Don’t Confuse Win Rate and Pipeline Conversion Rate

By Steve Rietberg | August 29, 2019 | 0 Comments

Sales Operations

Two common measures for sales effectiveness are win rate and pipeline conversion rate. Many confuse or conflate these concepts. “Win rate” has become a generic term used when managers or leaders are looking to quantify a seller or team’s success at closing deals. Win rate is a suitable metric for that purpose, but its value in predictive analytics and forecasting is limited. Sometimes when a business leader is inquiring about win rate, they really need a pipeline conversion rate.

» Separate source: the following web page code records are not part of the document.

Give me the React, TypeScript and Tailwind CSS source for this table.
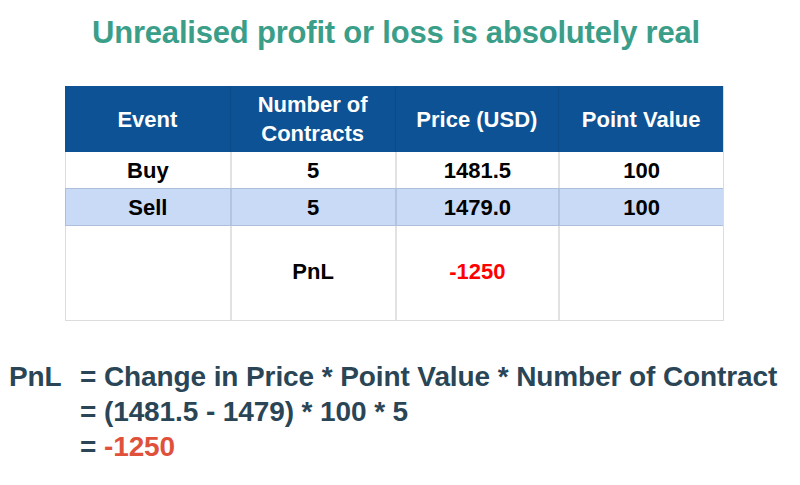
import React from "react";

const font = { fontFamily: '"Liberation Sans", Arial, sans-serif' };

export default function App() {
  const cols = ["w-[165px]", "w-[165px]", "w-[164px]", "w-[165px]"];
  const rows = [
    { cells: ["Buy", "5", "1481.5", "100"], bg: "bg-white", h: "h-[36px]" },
    { cells: ["Sell", "5", "1479.0", "100"], bg: "bg-[#c9daf6]", h: "h-[38px]" },
  ];
  return (
    <div className="w-[800px] h-[485px] bg-white flex flex-col" style={font}>
      <div className="h-[86px] flex justify-center pt-[14px] pr-[8px]">
        <h1 className="text-[31px] font-bold text-[#3a9e89] leading-[38px] tracking-[-0.2px]">
          Unrealised profit or loss is absolutely real
        </h1>
      </div>
      <div className="ml-[65px] w-[659px] flex flex-col border-r border-b border-[#dcdcdc]">
        <div className="flex h-[66px] bg-[#0d5294]">
          {["Event", "Number of\nContracts", "Price (USD)", "Point Value"].map((t, i) => (
            <div
              key={i}
              className={`${cols[i]} flex items-center justify-center text-center text-white font-bold text-[22px] leading-[29px] whitespace-pre-line ${i > 0 ? "border-l border-[#0b4a87]" : ""}`}
            >
              {t}
            </div>
          ))}
        </div>
        {rows.map((r, ri) => (
          <div
            key={ri}
            className={`flex ${r.h} ${r.bg} ${ri === 1 ? "border-y border-[#aebfdc]" : ""}`}
          >
            {r.cells.map((c, i) => (
              <div
                key={i}
                className={`${cols[i]} flex items-center justify-center text-black font-bold text-[22px] ${
                  i > 0 ? (ri === 1 ? "border-l-2 border-[#b4c4df]" : "border-l-2 border-[#e2e2e2]") : ri === 1 ? "border-l border-[#aebfdc]" : "border-l border-[#dcdcdc]"
                }`}
              >
                {c}
              </div>
            ))}
          </div>
        ))}
        <div className="flex h-[94px] bg-white">
          {["", "PnL", "-1250", ""].map((c, i) => (
            <div
              key={i}
              className={`${cols[i]} flex items-center justify-center font-bold text-[22px] pb-[3px] ${
                i === 2 ? "text-[#ff0000]" : "text-black"
              } ${i > 0 ? "border-l-2 border-[#e2e2e2]" : "border-l border-[#dcdcdc]"}`}
            >
              {c}
            </div>
          ))}
        </div>
      </div>
      <div className="mt-[38px] flex text-[#2a4656] font-bold text-[28px] leading-[35px] tracking-[-0.1px]">
        <div className="w-[80px] pl-[9px]">PnL</div>
        <div className="flex flex-col">
          <div>= Change in Price * Point Value * Number of Contract</div>
          <div>= (1481.5 - 1479) * 100 * 5</div>
          <div>
            = <span className="text-[#e0513c]">-1250</span>
          </div>
        </div>
      </div>
    </div>
  );
}
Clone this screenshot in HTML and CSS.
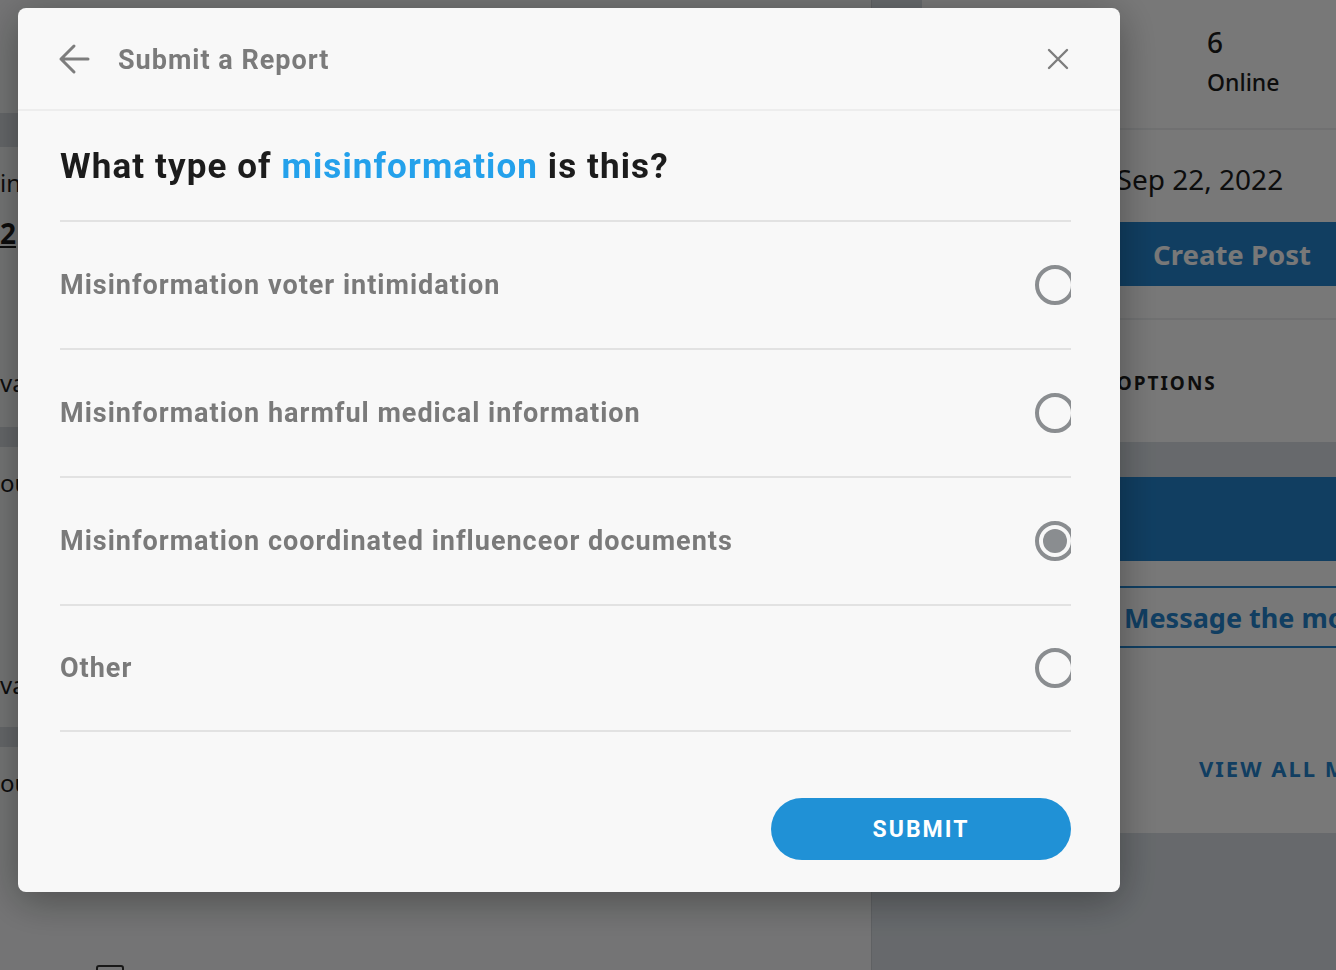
FILE: index.html
```html
<!DOCTYPE html>
<html lang="en">
<head>
<meta charset="utf-8">
<title>Submit a Report</title>
<link rel="stylesheet" href="styles.css">
</head>
<body>
<div class="page">
  <main class="feed">
    <div class="feed-top"></div>
    <div class="gap gap-first"></div>
    <article class="post post-1">
      <p class="post-line l1">information about the vote</p>
      <p class="post-line l2"><u>2</u></p>
      <p class="post-line l3">validated claims</p>
    </article>
    <div class="gap"></div>
    <article class="post post-2">
      <p class="post-line l1">out of context</p>
      <p class="post-line l3">validated claims</p>
    </article>
    <div class="gap"></div>
    <article class="post post-3">
      <p class="post-line l1">out of context</p>
      <span class="check"></span>
    </article>
  </main>
  <aside class="sidebar">
    <section class="card about">
      <div class="stats">
        <div class="stat"><div class="num">2</div><div class="lbl">Members</div></div>
        <div class="stat"><div class="num">6</div><div class="lbl">Online</div></div>
      </div>
      <div class="created">Created Sep 22, 2022</div>
      <div class="create-post">Create Post</div>
      <div class="options">COMMUNITY OPTIONS</div>
    </section>
    <section class="card mods">
      <div class="mods-head"></div>
      <div class="mods-body">
        <div class="msg-btn">Message the mods</div>
        <div class="view-all">VIEW ALL MODERATORS</div>
      </div>
    </section>
  </aside>
</div>

<div class="overlay">
  <div class="modal" role="dialog" aria-labelledby="modal-title">
    <header class="modal-head">
      <button class="icon-btn back" aria-label="Back">
        <svg width="32" height="32" viewBox="0 0 32 32"><path d="M30 16H3M16 3L3 16l13 13" fill="none" stroke="#7d7d7d" stroke-width="3" stroke-linecap="round" stroke-linejoin="round"/></svg>
      </button>
      <h2 id="modal-title" class="modal-title">Submit a Report</h2>
      <button class="icon-btn close" aria-label="Close">
        <svg width="24" height="24" viewBox="0 0 24 24"><path d="M3 3l18 18M21 3L3 21" fill="none" stroke="#7d7d7d" stroke-width="2.4" stroke-linecap="round"/></svg>
      </button>
    </header>
    <div class="modal-body">
      <h3 class="question">What type of <span class="accent">misinformation</span> is this?</h3>
      <ul class="options-list">
        <li class="option"><span class="opt-label">Misinformation voter intimidation</span><span class="radio"></span></li>
        <li class="option"><span class="opt-label">Misinformation harmful medical information</span><span class="radio"></span></li>
        <li class="option"><span class="opt-label">Misinformation coordinated influenceor documents</span><span class="radio checked"></span></li>
        <li class="option last"><span class="opt-label">Other</span><span class="radio"></span></li>
      </ul>
      <div class="actions">
        <button class="submit">SUBMIT</button>
      </div>
    </div>
  </div>
</div>
</body>
</html>
```

FILE: styles.css
```css
* { box-sizing: border-box; }
html, body { margin: 0; padding: 0; height: 100%; overflow: hidden; }
body { font-family: "Noto Sans", "Open Sans", sans-serif; background: #dae0e6; color: #1c1c1c; }

.page { display: flex; height: 970px; }

/* ---------- background feed ---------- */
.feed {
  width: 872px; flex: none; background: #f6f7f8; border-right: 1px solid #c9ced3;
  display: flex; flex-direction: column; overflow: hidden;
}
.feed-top { height: 113px; flex: none; }
.gap { height: 20px; background: #d5dadf; flex: none; }
.gap-first { height: 34px; }
.post { height: 280px; flex: none; padding: 0; }
.post-line { margin: 0; font-size: 24px; line-height: 32px; color: #1c1c1c; white-space: nowrap; }
.post-1 .l1 { padding-top: 20px; }
.post-1 .l2 { padding-top: 18px; font-weight: 700; font-size: 28px; }
.post-1 .l3 { padding-top: 118px; }
.post-2 .l1, .post-3 .l1 { padding-top: 20px; }
.post-2 .l3 { padding-top: 170px; }
.check { display: block; margin: 166px 0 0 96px; width: 28px; height: 20px; border: 2px solid #333; border-radius: 3px; }

.sidebar { flex: 1; padding-left: 50px; display: flex; flex-direction: column; gap: 35px; overflow: hidden; }
.card { background: #fff; width: 640px; flex: none; }
.about { height: 442px; display: flex; flex-direction: column; }
.stats { height: 130px; border-bottom: 2px solid #edeff1; display: flex; padding: 24px 0 0 0; }
.stat { width: 285px; }
.stat + .stat { width: auto; }
.num { font-size: 28px; line-height: 36px; font-weight: 500; }
.lbl { font-size: 23px; line-height: 32px; font-weight: 500; margin-top: 6px; }
.created { height: 92px; display: flex; align-items: center; font-size: 28px; padding: 6px 0 0 84px; }
.create-post {
  height: 64px; background: #2485cf; color: #fff; font-weight: 700; font-size: 27.5px;
  display: flex; align-items: center; justify-content: center; width: 620px; flex: none;
}
.options {
  margin-top: 32px; border-top: 2px solid #edeff1; flex: 1; display: flex; align-items: center;
  font-weight: 700; font-size: 19px; letter-spacing: 2px; padding: 4px 0 0 47px;
}
.mods { height: 356px; display: flex; flex-direction: column; }
.mods-head { height: 84px; background: #2485cf; }
.mods-body { flex: 1; padding-top: 25px; }
.msg-btn {
  height: 62px; border: 2px solid #2485cf; border-radius: 31px; color: #2485cf;
  font-weight: 700; font-size: 27px; display: flex; align-items: center; padding-left: 200px; width: 600px;
  white-space: nowrap;
}
.view-all {
  margin-top: 105px; padding-left: 277px; color: #2485cf; font-weight: 700; font-size: 22px; letter-spacing: 2px;
  white-space: nowrap;
}

/* ---------- overlay + modal ---------- */
.overlay {
  position: fixed; inset: 0; background: rgba(0, 0, 0, 0.53);
  padding: 8px 0 0 18px;
}
.modal {
  width: 1102px; height: 884px; background: #f8f8f8; border-radius: 8px;
  box-shadow: 0 8px 40px rgba(0, 0, 0, 0.35);
  font-family: Roboto, "Noto Sans", sans-serif;
  display: flex; flex-direction: column;
}
.modal-head {
  height: 103px; flex: none; border-bottom: 2px solid #ededed;
  display: flex; align-items: center; padding: 0 50px 0 40px;
}
.icon-btn { background: none; border: 0; padding: 0; margin: 0; cursor: pointer; display: flex; }
.back { margin-right: 28px; }
.modal-title { margin: 0; font-size: 27px; font-weight: 700; color: #7b7b7b; flex: 1; letter-spacing: 1px; padding-top: 2px; }
.modal-body { flex: 1; padding: 0 49px 0 42px; display: flex; flex-direction: column; }
.question {
  margin: 0; height: 109px; display: flex; align-items: center; font-size: 35px; font-weight: 700;
  color: #1c1c1c; white-space: pre; padding-top: 2px; letter-spacing: 1.1px;
}
.accent { color: #24a1eb; }
.options-list { list-style: none; margin: 0; padding: 0; border-top: 2px solid #e2e2e2; }
.option {
  height: 128px; border-bottom: 2px solid #e2e2e2; display: flex; align-items: center;
  justify-content: space-between; overflow: hidden;
}
.option.last { height: 126px; }
.opt-label { font-size: 27px; font-weight: 700; color: #7a7a7a; letter-spacing: 1px; }
.radio {
  width: 40px; height: 40px; border: 4px solid #8a8d90; border-radius: 50%; flex: none;
  margin-right: -4px; display: flex; align-items: center; justify-content: center;
}
.radio.checked::after { content: ""; width: 24px; height: 24px; border-radius: 50%; background: #8a8d90; }
.actions { display: flex; justify-content: flex-end; padding-top: 66px; }
.submit {
  width: 300px; height: 62px; border: 0; border-radius: 31px; background: #2091d6; color: #fff;
  font-family: Roboto, "Noto Sans", sans-serif; font-weight: 700; font-size: 23px; letter-spacing: 2px;
}
```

Win rate or pipeline conversion rate?
source: Robert Anasch, unsplash.com

Sales operations leaders may inadvertently use win rate when pipeline conversion is the better solution. Or business leaders may need help understanding the nuance between the two metrics. Let’s define each and establish when you should choose one or the other.

Win Rate

Win rate is the percentage of valid deals closed in specific time period that were won. In other words, won opportunities divided by won and lost opportunities. “Valid deals” exclude opportunities closed because they were deemed invalid or duplicate. You can calculate win rate using opportunity count or opportunity value. In fact, it is commonly presented in both forms (win rate % by count and win rate % by value).

Win rate is best used in a comparative setting:

  • Longitudinally (trended over time) to show improvement or decline for diagnostic purposes
  • Segmented by product, sales team, marketing campaign or competitor to gain insight from performance variations

It’s important to recognize that win rate doesn’t account for opportunities that slip to later periods. A 35% win rate does not imply that the average opportunity has a 35% chance of being won. To perform that kind of predictive analysis, another metric is better suited.

Pipeline Conversion Rate

Pipeline conversion rate is the ratio of business closed within a given time period versus the open pipeline measured at the start of the same period. Closed business is best measured from your back office system, not your CRM. Compiling this metric is more complex than win rate, since the numerator and denominator are measured at two different points in time, and from separate sources. Pipeline conversion rate is almost always calculated based on opportunity value, not count, to enable revenue projections and sales forecasting.

Sales operations should compile pipeline conversion rates, segmented for various parts of the business. This enables them to offer sales leaders and managers revenue projections based on current-period pipeline measurements.  Consider our earlier example: a 35% pipeline conversion rate does imply that 35% of the current period’s initial pipeline value can be expected to close by the end of the period. Understanding pipeline conversion rates increases the accuracy of many operational activities including sales forecasting, setting pipeline creation goals, territory design, and quota-setting.

Recognizing which metric to use in different use cases will improve the value of your diagnostic and predictive analytics, especially if you can segment these metrics by the dimensions most important to your business.